Additional advantages result from the following description of the drawings. Embodiments of the invention are illustrated in the accompanying drawings. The figures, description and claims contain many combined features. Those skilled in the art will also expediently take these features into account individually and combine them into meaningful further combinations. In the drawings:

FIG. 1 shows a schematic view of a vehicle having a drive system;

FIG. 2 shows a schematic perspective view of a portion of a drive system with an inductive position determination device;

FIG. 3a shows a schematic cross section of an inductive position determining apparatus with a drive member and an encoder element;

FIG. 3b shows a schematic cross section of an inductive position determining device with an alternative arrangement of drive members and encoder elements;

fig. 3c shows a schematic cross section of an inductive position determining device with a second alternative arrangement of drive members and encoder elements;

FIG. 3d shows a schematic top view of an inductive position determining apparatus with a third alternative arrangement of drive members and encoder elements;

fig. 3e shows a schematic cross-sectional view of a part of a drive member having a third alternative arrangement of encoder elements;

FIG. 3f shows a schematic cross section of an inductive position determining device with another alternative arrangement of drive members and encoder elements;

FIG. 4a shows a schematic side view of an inductive position determining apparatus with an encoder element, a sensor module and a driving member;

FIG. 4b shows a schematic side view of an inductive position determining apparatus with an encoder element, a sensor module and an alternatively positioned drive member;

FIG. 5 shows a schematic diagram of a sensor module;

fig. 6a shows a schematic perspective view of a drive member with an encoder element;

fig. 6b shows a schematic perspective view of a drive member with an alternatively constructed encoder element;

FIG. 7 shows a schematic flow chart of a position and/or movement determination method with an inductive position determination device; and

fig. 8 shows a schematic flow chart of a method for manufacturing an encoder element for an inductive position determining apparatus.

Detailed Description

Fig. 1 schematically illustrates a vehicle 36. The vehicle 36 is at least partially electrically driven, such as a hybrid vehicle, a plug-in hybrid vehicle, a fuel cell vehicle, and/or a battery-only electric vehicle. The vehicle 36 has a drive system 42. The drive system 42 is configured to drive at least one function in the vehicle 36. This function may be related to the generation of propulsion of the vehicle 36 or unrelated to the generation of propulsion. The drive system 42, which is described by way of example in connection with the figures, is provided for adjusting an element to be adjusted (not shown), such as a rotary slide valve, a flap or the like. The drive system 42 has an inductive position determining device 38 (see also fig. 2).

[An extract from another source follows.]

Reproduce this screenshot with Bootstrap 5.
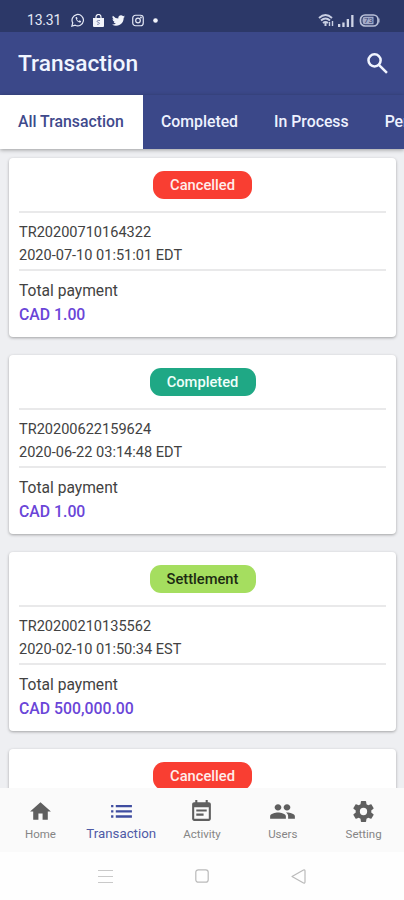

Fig. 2 shows a schematic perspective view of at least a portion of a drive system 42 with an inductive position determining device 38. The inductive position determining device 38 is configured as an inductive angular position determining device. The drive system 42 and/or the inductive position determining apparatus 38 has a drive member 10. The drive system 42 has a housing 44. The housing 44 is shown open in the illustration of fig. 2. The cover of the drive system 42, not shown in the figures, normally closes the housing 44, preferably ultrasonically welded to the housing 44. The drive member 10 is movably supported, in particular at least with respect to the housing 44 of the drive system 42. The inductive position determining means 38 are provided for determining the position, in particular the angular position and/or the movement, of the drive member 10. The drive element 10 is designed as a transmission element, in particular as a component of a worm gear 46 of the drive system 42. The drive member 10 is configured as a gear. The drive member 10 is configured as a spur gear. Alternative designs of the drive member 10 are possible here without departing from the core of the invention. The drive member 10 is constructed of a non-metallic material or materials. The drive member 10 is constructed of a non-conductive material or materials. The driving member 10 is constructed of one plastic or a combination of plastics. The drive member 10 is composed of one or more plastics, wherein at least one of the plastics of the drive member 10 is a platable plastic, a plastic which can be coated by means of a plasma dust technique and/or a plastic which can be coated by means of a laser direct structuring technique (LDS), for example PA-GF.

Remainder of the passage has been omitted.